Tous ceux qui ont une expression différente de cette logique euro-atlantiste, sont considérés comme des ennemis de l’Etat comme en Ukraine. C’est la même logique en Moldavie. « Ces moldaves qui gardent de bonne relations avec Moscou sont plutôt dans une relation d’équilibre mais ils sont inquiets d’un rapprochement avec l’UE car c’est pour eux un rapprochement accéléré vers l’OTAN, c’est-à-dire la guerre. C’est une population inquiète »

 

La corruption et l’Ukraine : « On doit avoir une exigence de vérité » 

L’UE a dépensé plus de 80 milliards d’euros de soutien à Kiev. Ce conflit semble interminable. L’arrestation d’un Oligarque parrain de Volodymyr Zelensky, corrompu et corrupteur est un bon symbole mais inversement des dizaines de milliers de jeunes ukrainiens ont réussi à échapper au combat sur le front en échange de sommes qui ont été versées aux bureaux de recrutement.

« Tout ceci met un doute sur la capacité du gouvernement ukrainien à aller jusqu’au bout de ses intentions », souligne Pierre Berthelot.

De plus, pour évaluer le niveau de corruption en Ukraine, il faudrait des autorités indépendantes pour le faire, or, pour Berthelot, « ceux qui évaluent le degré de corruption sont plutôt bienveillants avec Kiev, notamment un certain nombre d’organisations occidentales qui minimisent le degré de corruption de l’Ukraine pour continuer à lui verser de l’argent.

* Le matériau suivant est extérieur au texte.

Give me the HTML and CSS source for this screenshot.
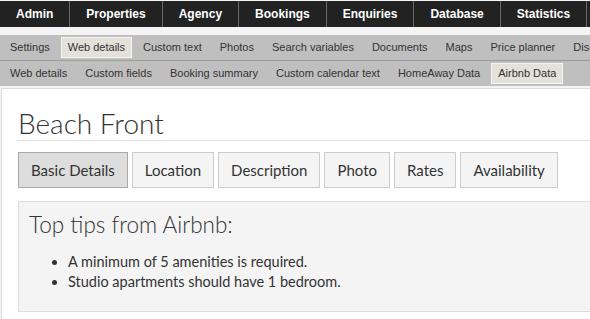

Il ne faut pas qu’ils perdent le soutien des opinions publiques américaine et occidentales ».

Les gouvernements occidentaux sont, dès lors, obligés de montrer qu’ils engagent une lutte active contre la corruption en Ukraine et plus, si Kiev veut rentrer dans l’UE : elle doit faire des efforts sur ce points -là. « Avant 2022, la baisse de la corruption était marginale en Ukraine. On a été très indulgent avec la corruption en Ukraine au même titre que l’on a été très indulgent avec la collusion ukrainienne avec les mouvements collaborationnistes parce qu’il faut être capable de conserver l’adhésion des populations, sans quoi l’aide économique et la livraison d’armes chutera drastiquement »…

 

« L’Europe a beaucoup d’atouts mais son handicap principal reste l’approvisionnement énergétique ». 

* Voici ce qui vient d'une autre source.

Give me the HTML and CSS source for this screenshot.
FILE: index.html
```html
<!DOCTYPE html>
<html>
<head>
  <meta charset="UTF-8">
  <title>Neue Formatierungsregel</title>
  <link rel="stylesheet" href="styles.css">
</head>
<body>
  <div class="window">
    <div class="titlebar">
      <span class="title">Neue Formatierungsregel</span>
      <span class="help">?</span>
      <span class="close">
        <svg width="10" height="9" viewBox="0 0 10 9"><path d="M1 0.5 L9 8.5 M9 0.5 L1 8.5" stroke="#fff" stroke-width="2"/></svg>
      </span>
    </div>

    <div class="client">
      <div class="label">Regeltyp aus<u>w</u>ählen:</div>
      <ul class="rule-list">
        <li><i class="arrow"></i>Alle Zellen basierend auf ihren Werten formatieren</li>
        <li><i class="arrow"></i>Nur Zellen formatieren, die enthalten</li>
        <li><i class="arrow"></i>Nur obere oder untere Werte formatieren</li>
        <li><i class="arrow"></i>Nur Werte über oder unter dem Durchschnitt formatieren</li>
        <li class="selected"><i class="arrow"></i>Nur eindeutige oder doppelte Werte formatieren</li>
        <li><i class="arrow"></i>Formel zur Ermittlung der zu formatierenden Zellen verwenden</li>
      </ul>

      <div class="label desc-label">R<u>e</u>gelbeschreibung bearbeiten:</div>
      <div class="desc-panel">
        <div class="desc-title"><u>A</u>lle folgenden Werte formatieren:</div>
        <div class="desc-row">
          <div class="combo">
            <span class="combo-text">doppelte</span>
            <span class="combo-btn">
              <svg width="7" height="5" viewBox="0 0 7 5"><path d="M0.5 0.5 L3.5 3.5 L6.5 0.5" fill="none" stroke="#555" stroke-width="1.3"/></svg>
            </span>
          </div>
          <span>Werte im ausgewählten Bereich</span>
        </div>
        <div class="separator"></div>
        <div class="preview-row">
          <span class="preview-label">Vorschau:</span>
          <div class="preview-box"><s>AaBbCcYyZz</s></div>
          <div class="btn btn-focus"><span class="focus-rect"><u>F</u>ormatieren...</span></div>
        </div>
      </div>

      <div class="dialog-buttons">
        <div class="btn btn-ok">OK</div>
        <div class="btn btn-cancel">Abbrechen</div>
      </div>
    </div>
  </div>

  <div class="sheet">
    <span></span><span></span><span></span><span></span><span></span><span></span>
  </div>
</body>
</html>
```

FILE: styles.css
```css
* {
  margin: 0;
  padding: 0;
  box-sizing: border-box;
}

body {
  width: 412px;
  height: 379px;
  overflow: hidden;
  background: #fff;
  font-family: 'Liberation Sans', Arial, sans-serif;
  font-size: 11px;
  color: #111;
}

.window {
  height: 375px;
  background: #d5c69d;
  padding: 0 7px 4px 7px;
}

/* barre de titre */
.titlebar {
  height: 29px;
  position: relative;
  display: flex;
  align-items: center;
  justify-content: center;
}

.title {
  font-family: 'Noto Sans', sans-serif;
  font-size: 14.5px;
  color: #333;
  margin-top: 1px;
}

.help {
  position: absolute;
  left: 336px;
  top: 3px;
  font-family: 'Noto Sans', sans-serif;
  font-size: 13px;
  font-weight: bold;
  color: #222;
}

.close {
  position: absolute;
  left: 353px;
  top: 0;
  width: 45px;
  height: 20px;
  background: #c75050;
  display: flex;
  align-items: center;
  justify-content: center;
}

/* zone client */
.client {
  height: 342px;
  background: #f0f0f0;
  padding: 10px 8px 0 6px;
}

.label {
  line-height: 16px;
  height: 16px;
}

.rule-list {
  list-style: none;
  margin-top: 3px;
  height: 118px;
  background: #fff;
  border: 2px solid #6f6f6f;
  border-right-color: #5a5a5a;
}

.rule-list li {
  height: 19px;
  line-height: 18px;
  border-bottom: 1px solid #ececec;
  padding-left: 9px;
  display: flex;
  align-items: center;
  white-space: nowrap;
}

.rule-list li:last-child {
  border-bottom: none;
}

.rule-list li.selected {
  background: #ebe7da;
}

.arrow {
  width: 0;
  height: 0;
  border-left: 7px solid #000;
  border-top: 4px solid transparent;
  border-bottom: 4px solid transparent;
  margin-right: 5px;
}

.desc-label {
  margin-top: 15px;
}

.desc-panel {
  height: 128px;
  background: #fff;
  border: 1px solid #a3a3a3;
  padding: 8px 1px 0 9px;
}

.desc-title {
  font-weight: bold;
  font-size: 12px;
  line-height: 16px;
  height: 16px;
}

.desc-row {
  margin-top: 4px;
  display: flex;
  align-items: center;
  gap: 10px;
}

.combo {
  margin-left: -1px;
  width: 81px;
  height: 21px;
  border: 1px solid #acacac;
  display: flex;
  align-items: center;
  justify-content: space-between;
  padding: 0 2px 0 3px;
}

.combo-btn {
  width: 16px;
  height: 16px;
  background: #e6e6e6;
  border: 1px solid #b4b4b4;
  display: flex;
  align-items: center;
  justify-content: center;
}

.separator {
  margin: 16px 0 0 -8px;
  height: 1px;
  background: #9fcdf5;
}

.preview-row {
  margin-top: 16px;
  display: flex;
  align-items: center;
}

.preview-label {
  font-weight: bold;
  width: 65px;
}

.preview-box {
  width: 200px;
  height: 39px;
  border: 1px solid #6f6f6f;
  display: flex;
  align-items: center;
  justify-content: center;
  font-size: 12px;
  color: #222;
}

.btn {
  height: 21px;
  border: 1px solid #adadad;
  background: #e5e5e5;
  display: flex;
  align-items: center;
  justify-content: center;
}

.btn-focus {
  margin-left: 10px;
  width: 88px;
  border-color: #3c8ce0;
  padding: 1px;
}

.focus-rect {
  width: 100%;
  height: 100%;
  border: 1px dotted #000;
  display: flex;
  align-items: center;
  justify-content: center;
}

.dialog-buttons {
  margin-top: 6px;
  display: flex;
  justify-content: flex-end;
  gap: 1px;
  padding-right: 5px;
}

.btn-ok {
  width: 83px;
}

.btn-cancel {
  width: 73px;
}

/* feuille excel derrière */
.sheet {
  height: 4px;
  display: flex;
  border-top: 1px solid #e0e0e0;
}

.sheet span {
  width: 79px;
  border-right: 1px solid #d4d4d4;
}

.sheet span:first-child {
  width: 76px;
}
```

Elle en produit de moins en moins puisqu’elle sort du nucléaire. Les ressources disponibles diminuent. Finalement derrière les atouts que possèdent l’Europe, subsiste un handicap majeur. Jusque-là on avait trouvé un moyen de compensation le plus rationnel qui était la coopération énergétique avec la Russie. L’Allemagne se trouve en récession cette année et va réaliser les plus mauvais chiffres dans l’UE et probablement dans le G7. Le géant industriel allemand a besoin d’une énergie à bon marché. 

Pierre Berthelot note qu’« avec la dédollarisation et la crise ukrainienne, on l’a vu, si vous n’êtes plus dans les bonnes grâces de Washington, on peut confisquer vos avoirs ». Or les principaux pays qui composent les BRICS ne sont pas sur des jugements de valeurs.  « L’erreur que l’on commet en occident, est de penser que notre modèle est le meilleur et que l’on ne comprend pas pourquoi les autres pays n’adhèrent pas au modèle libéral, libertaire qui promeut le wokisme », conclut l’expert.